The former diplomat and ambassador to the United states took over the job in 2003 taking over from Lord Wakeham, at a time when self regulation of the press was in question. In 2003 a Parliamentary committee looked at imposing further statutory controls on the press. But Meyer announces his exit at a time when both major political parties have stated their support for self-regulation of the press.
Meyer had open-heart surgery shortly after taking over but since then his health is believed to have been good.
In 2005, Meyer faced demands to stand down as chairman after publishing a book of memoirs – DC Confidential – detailing his time as US ambassador.
MPs claimed the book was a breach of trust with ministers and made Meyer unfit to chair the PCC. The book was serialised in the Daily Mail and The Guardian. Meyer assured MPs that he had no plans to write a ‘PCC confidential”.
Meyer said: ‘I have found the challenge of strengthening the independence, effectiveness and credibility of self-regulation as stimulating and demanding as any job I did as a diplomat.
‘Thanks to the dedication and professionalism of all at Halton House, the PCC has made a lot of progress in the past few years and today provides a service to record numbers of the public.
‘But more remains to be done, especially in the digital age, and it is right that, after six years as chairman, I should pass the baton to a successor.
‘I came into this job convinced that self-regulation administered by an independent PCC was the only system of regulation compatible with a free press in a democratic society.

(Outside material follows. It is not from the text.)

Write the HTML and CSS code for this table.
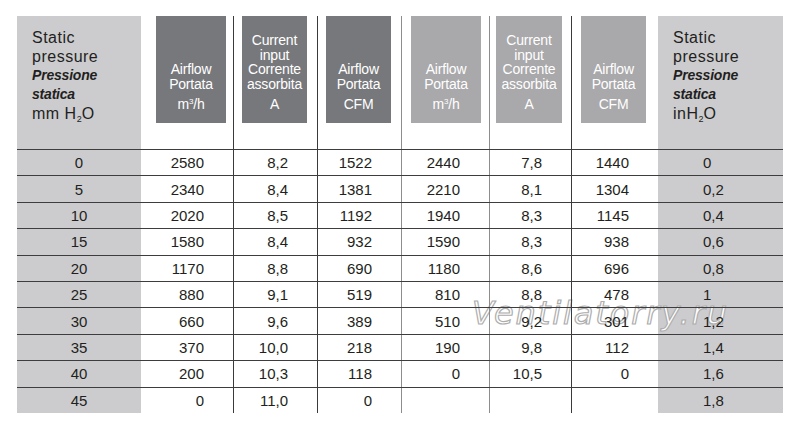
FILE: index.html
```html
<!DOCTYPE html>
<html lang="it">
<head>
<meta charset="utf-8">
<title>Static pressure table</title>
<link rel="stylesheet" href="styles.css">
</head>
<body>
<div class="sheet">
  <div class="row row-head">
    <div class="cell gray side">
      <div class="sl">Static</div>
      <div class="sl">pressure</div>
      <div class="sl it">Pressione</div>
      <div class="sl it">statica</div>
      <div class="sl">mm H<sub>2</sub>O</div>
    </div>
    <div class="cell"><div class="hbox dark b2"><div class="names">Airflow<br>Portata</div><div class="unit">m<sup>3</sup>/h</div></div></div>
    <div class="cell ln-dark"><div class="hbox dark b3"><div class="names">Current<br>input<br>Corrente<br>assorbita</div><div class="unit">A</div></div></div>
    <div class="cell ln-dark"><div class="hbox dark b4"><div class="names">Airflow<br>Portata</div><div class="unit">CFM</div></div></div>
    <div class="cell ln-gray"><div class="hbox light b5"><div class="names">Airflow<br>Portata</div><div class="unit">m<sup>3</sup>/h</div></div></div>
    <div class="cell ln-gray"><div class="hbox light b6"><div class="names">Current<br>input<br>Corrente<br>assorbita</div><div class="unit">A</div></div></div>
    <div class="cell ln-dark"><div class="hbox light b7"><div class="names">Airflow<br>Portata</div><div class="unit">CFM</div></div></div>
    <div class="cell gray side">
      <div class="sl">Static</div>
      <div class="sl">pressure</div>
      <div class="sl it">Pressione</div>
      <div class="sl it">statica</div>
      <div class="sl">inH<sub>2</sub>O</div>
    </div>
  </div>

  <div class="row body"><div class="cell gray c1"><span class="v">0</span></div><div class="cell num"><span class="v">2580</span></div><div class="cell num ln-dark"><span class="v">8,2</span></div><div class="cell num ln-dark"><span class="v">1522</span></div><div class="cell num ln-gray"><span class="v">2440</span></div><div class="cell num ln-gray"><span class="v">7,8</span></div><div class="cell num ln-dark"><span class="v">1440</span></div><div class="cell gray c8"><span class="v">0</span></div></div>
  <div class="row body"><div class="cell gray c1"><span class="v">5</span></div><div class="cell num"><span class="v">2340</span></div><div class="cell num ln-dark"><span class="v">8,4</span></div><div class="cell num ln-dark"><span class="v">1381</span></div><div class="cell num ln-gray"><span class="v">2210</span></div><div class="cell num ln-gray"><span class="v">8,1</span></div><div class="cell num ln-dark"><span class="v">1304</span></div><div class="cell gray c8"><span class="v">0,2</span></div></div>
  <div class="row body"><div class="cell gray c1"><span class="v">10</span></div><div class="cell num"><span class="v">2020</span></div><div class="cell num ln-dark"><span class="v">8,5</span></div><div class="cell num ln-dark"><span class="v">1192</span></div><div class="cell num ln-gray"><span class="v">1940</span></div><div class="cell num ln-gray"><span class="v">8,3</span></div><div class="cell num ln-dark"><span class="v">1145</span></div><div class="cell gray c8"><span class="v">0,4</span></div></div>
  <div class="row body"><div class="cell gray c1"><span class="v">15</span></div><div class="cell num"><span class="v">1580</span></div><div class="cell num ln-dark"><span class="v">8,4</span></div><div class="cell num ln-dark"><span class="v">932</span></div><div class="cell num ln-gray"><span class="v">1590</span></div><div class="cell num ln-gray"><span class="v">8,3</span></div><div class="cell num ln-dark"><span class="v">938</span></div><div class="cell gray c8"><span class="v">0,6</span></div></div>
  <div class="row body"><div class="cell gray c1"><span class="v">20</span></div><div class="cell num"><span class="v">1170</span></div><div class="cell num ln-dark"><span class="v">8,8</span></div><div class="cell num ln-dark"><span class="v">690</span></div><div class="cell num ln-gray"><span class="v">1180</span></div><div class="cell num ln-gray"><span class="v">8,6</span></div><div class="cell num ln-dark"><span class="v">696</span></div><div class="cell gray c8"><span class="v">0,8</span></div></div>
  <div class="row body"><div class="cell gray c1"><span class="v">25</span></div><div class="cell num"><span class="v">880</span></div><div class="cell num ln-dark"><span class="v">9,1</span></div><div class="cell num ln-dark"><span class="v">519</span></div><div class="cell num ln-gray"><span class="v">810</span></div><div class="cell num ln-gray"><span class="v">8,8</span></div><div class="cell num ln-dark"><span class="v">478</span></div><div class="cell gray c8"><span class="v">1</span></div></div>
  <div class="row body"><div class="cell gray c1"><span class="v">30</span></div><div class="cell num"><span class="v">660</span></div><div class="cell num ln-dark"><span class="v">9,6</span></div><div class="cell num ln-dark"><span class="v">389</span></div><div class="cell num ln-gray"><span class="v">510</span></div><div class="cell num ln-gray"><span class="v">9,2</span></div><div class="cell num ln-dark"><span class="v">301</span></div><div class="cell gray c8"><span class="v">1,2</span></div></div>
  <div class="row body"><div class="cell gray c1"><span class="v">35</span></div><div class="cell num"><span class="v">370</span></div><div class="cell num ln-dark"><span class="v">10,0</span></div><div class="cell num ln-dark"><span class="v">218</span></div><div class="cell num ln-gray"><span class="v">190</span></div><div class="cell num ln-gray"><span class="v">9,8</span></div><div class="cell num ln-dark"><span class="v">112</span></div><div class="cell gray c8"><span class="v">1,4</span></div></div>
  <div class="row body"><div class="cell gray c1"><span class="v">40</span></div><div class="cell num"><span class="v">200</span></div><div class="cell num ln-dark"><span class="v">10,3</span></div><div class="cell num ln-dark"><span class="v">118</span></div><div class="cell num ln-gray"><span class="v">0</span></div><div class="cell num ln-gray"><span class="v">10,5</span></div><div class="cell num ln-dark"><span class="v">0</span></div><div class="cell gray c8"><span class="v">1,6</span></div></div>
  <div class="row body last"><div class="cell gray c1"><span class="v">45</span></div><div class="cell num"><span class="v">0</span></div><div class="cell num ln-dark"><span class="v">11,0</span></div><div class="cell num ln-dark"><span class="v">0</span></div><div class="cell num ln-gray"></div><div class="cell num ln-gray"></div><div class="cell num ln-dark"></div><div class="cell gray c8"><span class="v">1,8</span></div></div>

  <div class="watermark">Ventilatorry.ru</div>
</div>
</body>
</html>
```

FILE: styles.css
```css
* { box-sizing: border-box; }

html, body {
  margin: 0;
  padding: 0;
  background: #ffffff;
}

body {
  font-family: "Liberation Sans", Arial, sans-serif;
  color: #231f20;
  width: 800px;
  height: 428px;
  overflow: hidden;
}

.sheet {
  position: relative;
  width: 766px;
  margin-left: 17px;
  padding-top: 16px;
}

.row {
  display: grid;
  grid-template-columns: 124px 92px 84px 84px 88px 82px 87px 125px;
}

.row-head {
  height: 133px;
}

.row.body {
  position: relative;
  z-index: 2;
  height: 26.4px;
  border-top: 1px solid #3d3d3d;
}

.cell {
  min-width: 0;
}

.gray {
  background: #cccccf;
}

.ln-dark {
  border-left: 1px solid #3a3a3a;
}

.ln-gray {
  border-left: 1px solid #8d8d8d;
}

/* header side columns */
.side {
  padding: 12px 0 0 15px;
  color: #231f20;
}

.sl {
  font-size: 16px;
  line-height: 19px;
  letter-spacing: 0.5px;
  white-space: nowrap;
}

.sl.it {
  font-size: 14px;
  font-weight: bold;
  font-style: italic;
  letter-spacing: -0.2px;
}

.sl sub {
  font-size: 9px;
  line-height: 0;
  vertical-align: -3px;
  letter-spacing: 0;
}

/* header boxes */
.hbox {
  height: 107px;
  display: flex;
  flex-direction: column;
  justify-content: flex-end;
  align-items: center;
  padding-bottom: 12px;
  color: #ffffff;
  font-size: 14px;
  line-height: 14.5px;
  text-align: center;
  letter-spacing: -0.2px;
}

.hbox .unit {
  margin-top: 5.5px;
}

.hbox sup {
  font-size: 8px;
  line-height: 0;
  vertical-align: 5px;
}

.dark { background: #77787b; }
.light { background: #a9a8aa; }

.b2 { width: 70px; margin-left: 15px; }
.b3 { width: 65px; margin-left: 8px; }
.b4 { width: 65px; margin-left: 8px; }
.b5 { width: 70px; margin-left: 9px; }
.b6 { width: 66px; margin-left: 6px; }
.b7 { width: 65px; margin-left: 9px; }

/* body cells */
.body .cell {
  display: flex;
  align-items: center;
  font-size: 15px;
  line-height: 1;
}

.body .gray {
  background: transparent;
}

.c1 {
  justify-content: center;
}

.num {
  justify-content: flex-end;
  padding-right: 29px;
}

.c8 {
  justify-content: flex-start;
  padding-left: 45px;
}

.v {
  position: relative;
  z-index: 3;
}

/* gray side columns running behind body rows */
.sheet::before,
.sheet::after {
  content: "";
  position: absolute;
  top: 149px;
  height: 264px;
  background: #cccccf;
  z-index: 0;
}

.sheet::before {
  left: 0;
  width: 124px;
}

.sheet::after {
  left: 641px;
  width: 125px;
}

/* watermark: above gray fill, below numbers */
.watermark {
  position: absolute;
  z-index: 1;
  left: 455px;
  top: 297px;
  font-family: "DejaVu Sans", sans-serif;
  font-style: italic;
  font-size: 32px;
  line-height: 32px;
  letter-spacing: 1.9px;
  color: #ffffff;
  -webkit-text-stroke: 1.2px #adadad;
  white-space: nowrap;
  pointer-events: none;
}
```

I will leave the PCC reinforced in that belief.”
The £1.8m yearly funding for the PCC and the appointment of the chairman is organised by the Press Standards Board of Finance, chaired by Johnston Press chief executive Tim Bowdler.
Bowdler said: ‘Among other initiatives, Sir Christopher was a prime mover in bringing self-regulation of editorial audio-visual material on newspaper and magazine websites within the PCC’s remit.
‘Political and public confidence in the self-regulatory system for newspapers and magazines is a tribute to the way Sir Christopher has led the PCC since his appointment.”
The position of PCC chairman will be advertised.